September 16, 2021 at 14:40 JST
Access is restricted to the "difficult-to-return zone" in Futaba, Fukushima Prefecture. (Sayuri Ide)
More than a decade after the Fukushima No. 1 nuclear power plant accident, there remains more than 30,000 hectares of land where the evacuation order is still in place and is not expected to be lifted any time soon.
The government recently announced a plan to rebuild ravaged communities in these areas near the crippled plant with high levels of radiation, known as “kitaku konnan kuiki” (difficult-to-return zone).
Under the plan, the government will decontaminate the land and houses of local residents who want to return to their homes so that the order can be lifted by the end of the 2020s.
Initially, the evacuation order covered more than 110,000 hectares. The measure was lifted for some 80,000 hectares by March last year.
In 2017 and 2018, the government thrashed out a plan to designate some 2,700 hectares of land in six municipalities within the zone as reconstruction priority areas eligible for preferential policy support to help improve the living environment. The plan requires the government to make intensive decontamination efforts in the areas and lift the evacuation order by the spring of 2023.
The local administrations involved asked the national government to make clear when the order will be lifted for the remaining areas in the difficult-to-return zone.
The latest plan unveiled by the government may represent a step forward as it offers a specific timeframe for lifting the measure, albeit for only those who wish to return to their homes. The blueprint has brought a ray of hope to local residents who have been facing a distressingly uncertain future outlook.
But the fact remains that the government has yet to offer a realistic road map to deliver on its promise to lift the evacuation order for the entire restricted zone sometime in the future, no matter how long it will take.
The government has pledged to tread carefully in this undertaking, holding multiple meetings with residents to ask about their desire to to return home as well as talks with local administrations on the range of areas to be decontaminated.
But it has yet to announce specifics about the decontamination, such as the areas to be covered or the method to be used.
The residents in these areas have been living as evacuees for more than 10 years. Many of them are likely to find it difficult to decide even if they want to return to where they once lived.
If the government proceeds with the latest plan, it needs to work out details of how it will tackle the challenge in a “careful” manner. The details should cover how the government will confirm the local residents’ wishes and ensure the level of decontamination that can reassure them of the safety of returning to their homes.
Moreover, the land and buildings that nobody wants to return to will not be covered by the plan to lift the order. This will remain a serious issue for the future.
The government has so far spent some 3 trillion yen ($27.45 billion) on decontaminating areas subject to the evacuation order. This effort has allowed some 14,000 residents, or 30 percent of the local population, to return home. It will cost taxpayers a huge additional amount of money to accelerate the cleanup work in the difficult-to-return zone, where nearly 22,000 people are still registered as residents.

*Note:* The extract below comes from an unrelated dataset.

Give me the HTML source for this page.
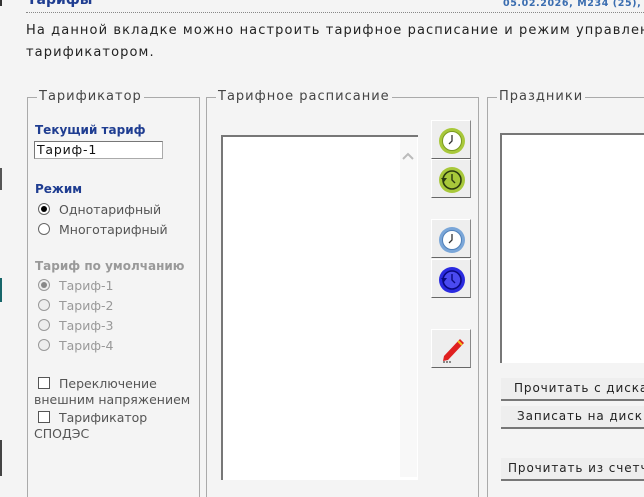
<!DOCTYPE html>
<html><head><meta charset="utf-8"><style>
*{margin:0;padding:0;box-sizing:border-box}
body{width:644px;height:476px;overflow:hidden;background:#f4f4f4;position:relative;font-family:"DejaVu Sans","Liberation Sans",sans-serif;color:#444}
.a{position:absolute;white-space:nowrap}
.fs{position:absolute;border:1px solid #aaa;border-bottom:none;height:400px}
.lg{position:absolute;top:-9px;background:#f4f4f4;padding:0 2px;font-size:13px;letter-spacing:1px;color:#444}
.lb{font-size:12px;font-weight:bold;color:#1f3d91}
.t{font-size:12.5px;color:#555}
.g{color:#999}
.rd{position:absolute;width:12px;height:12px;border:1px solid #666;border-radius:50%;background:#fff}
.rd.on::after{content:"";position:absolute;left:2px;top:2px;width:6px;height:6px;border-radius:50%;background:#000}
.rd.dis{border-color:#999;background:#eee}
.rd.dis.on::after{background:#888}
.cb{position:absolute;width:12px;height:12px;border:1px solid #555;background:#fff}
.btn{position:absolute;left:431px;width:40px;height:39px;background:#eee;border:1px solid #fff;border-right-color:#888;border-bottom-color:#666}
.btn svg{position:absolute;left:6px;top:6px}
.wb{position:absolute;left:501px;width:150px;height:23px;background:#eee;border-bottom:2px solid #777;border-right:1px solid #888;font-size:12px;letter-spacing:0.9px;color:#222;padding:3px 0 0 13px;white-space:nowrap;overflow:hidden}
</style></head><body>
<div class="a" style="left:0;top:0;width:2px;height:6px;background:#333"></div>
<div class="a" style="left:0;top:168px;width:2px;height:22px;background:#555"></div>
<div class="a" style="left:0;top:278px;width:2px;height:24px;background:#17666a"></div>
<div class="a" style="left:0;top:440px;width:2px;height:36px;background:#444"></div>
<div class="a" style="left:27px;top:-8px;font-size:14px;font-weight:bold;color:#1f3d91">Тарифы</div>
<div class="a" style="left:503px;top:-2px;font-size:9.5px;font-weight:bold;color:#3a6db0;letter-spacing:.6px">05.02.2026, M234 (25), 5</div>
<div class="a" style="left:26px;top:12px;width:620px;border-top:1px dotted #888"></div>
<div class="a" style="left:26px;top:23px;font-size:13px;letter-spacing:1.1px;color:#222">На данной вкладке можно настроить тарифное расписание и режим управлен</div>
<div class="a" style="left:26px;top:45px;font-size:13px;letter-spacing:1.1px;color:#222">тарификатором.</div>

<div class="fs" style="left:27px;top:97px;width:173px"><div class="lg" style="left:9px">Тарификатор</div></div>
<div class="fs" style="left:206px;top:97px;width:273px"><div class="lg" style="left:9px">Тарифное расписание</div></div>
<div class="fs" style="left:487px;top:97px;width:170px"><div class="lg" style="left:9px">Праздники</div></div>

<div class="a lb" style="left:35px;top:123px">Текущий тариф</div>
<div class="a" style="left:34px;top:141px;width:129px;height:18px;background:#fff;border:1px solid #aaa;border-top-color:#777;border-left-color:#777;font-size:12.5px;color:#111;padding:0 2px;letter-spacing:.8px">Тариф-1</div>
<div class="a lb" style="left:35px;top:182px">Режим</div>
<div class="rd on" style="left:38px;top:203px"></div><div class="a t" style="left:59px;top:202px">Однотарифный</div>
<div class="rd" style="left:38px;top:223px"></div><div class="a t" style="left:59px;top:222px">Многотарифный</div>
<div class="a lb" style="left:35px;top:259px;color:#999">Тариф по умолчанию</div>
<div class="rd dis on" style="left:38px;top:279px"></div><div class="a t g" style="left:59px;top:278px">Тариф-1</div>
<div class="rd dis" style="left:38px;top:299px"></div><div class="a t g" style="left:59px;top:298px">Тариф-2</div>
<div class="rd dis" style="left:38px;top:319px"></div><div class="a t g" style="left:59px;top:318px">Тариф-3</div>
<div class="rd dis" style="left:38px;top:339px"></div><div class="a t g" style="left:59px;top:338px">Тариф-4</div>
<div class="cb" style="left:38px;top:377px"></div><div class="a t" style="left:59px;top:376px">Переключение</div>
<div class="a t" style="left:34px;top:392px">внешним напряжением</div>
<div class="cb" style="left:38px;top:411px"></div><div class="a t" style="left:59px;top:410px">Тарификатор</div>
<div class="a t" style="left:34px;top:426px">СПОДЭС</div>

<div class="a" style="left:221px;top:135px;width:197px;height:345px;background:#fff;border-top:2px solid #777;border-left:2px solid #777"></div>
<div class="a" style="left:400px;top:137px;width:17px;height:340px;background:#f8f8f8"></div>
<svg class="a" style="left:401px;top:152px" width="14" height="10"><path d="M2 7 L7 2 L12 7" stroke="#bbb" stroke-width="2" fill="none"/></svg>

<div class="btn" style="top:120px"><svg width="28" height="28"><circle cx="14" cy="14" r="13" fill="#a8c83a"/><circle cx="14" cy="14" r="9.5" fill="#fff" stroke="#7a9a20"/><path d="M14 8v6l-3 3" stroke="#333" stroke-width="1.3" fill="none"/></svg></div>
<div class="btn" style="top:159px"><svg width="28" height="28"><circle cx="14" cy="14" r="13" fill="#a8c83a"/><circle cx="14" cy="14" r="9" fill="#a8c83a" stroke="#2b3a10" stroke-width="1.6"/><path d="M14 8v6l3 3" stroke="#2b3a10" stroke-width="1.4" fill="none"/><path d="M3 12l3 4 3-4z" fill="#2b3a10"/></svg></div>
<div class="btn" style="top:219px"><svg width="28" height="28"><circle cx="14" cy="14" r="13" fill="#7aa6d8"/><circle cx="14" cy="14" r="9.5" fill="#fff" stroke="#5080b8"/><path d="M14 8v6l-3 3" stroke="#333" stroke-width="1.3" fill="none"/></svg></div>
<div class="btn" style="top:259px"><svg width="28" height="28"><circle cx="14" cy="14" r="13" fill="#2a2ae0"/><circle cx="14" cy="14" r="9" fill="#4a4af0" stroke="#0a0a80" stroke-width="1.6"/><path d="M14 8v6l3 3" stroke="#0a0a80" stroke-width="1.4" fill="none"/><path d="M3 12l3 4 3-4z" fill="#0a0a80"/></svg></div>
<div class="btn" style="top:329px"><svg width="28" height="28"><path d="M22 3 L26 7 L10 24 L5 25 L6 20 Z" fill="#e02020"/><path d="M20 5 L24 9" stroke="#f0c020" stroke-width="2"/><path d="M5 26h8" stroke="#222" stroke-dasharray="2 1"/></svg></div>

<div class="a" style="left:500px;top:133px;width:150px;height:230px;background:#fff;border-top:2px solid #777;border-left:2px solid #777"></div>
<div class="wb" style="top:378px">Прочитать с диска</div>
<div class="wb" style="top:406px;padding-left:16px">Записать на диск</div>
<div class="wb" style="top:458px;padding-left:7px">Прочитать из счетчика</div>
</body></html>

The government says the necessary funds will be budgeted from the Fukushima reconstruction special account and other appropriate financing sources. But it admits the total amount of money required cannot be estimated since it depends on the number of local residents who want to return.
In other words, it has no clear and viable plan to raise the necessary funds.
The 2011 special law to deal with contamination by radioactive materials from the Fukushima plant stipulates that it is the government’s “obligation” to deal with radiation pollution caused by the accident.
The government has a duty to offer as soon as possible a clear future vision for tackling this formidable challenge, specifying when and how the evacuation order will be lifted and what kind of policy support will be provided to residents including those who choose not to return to the areas.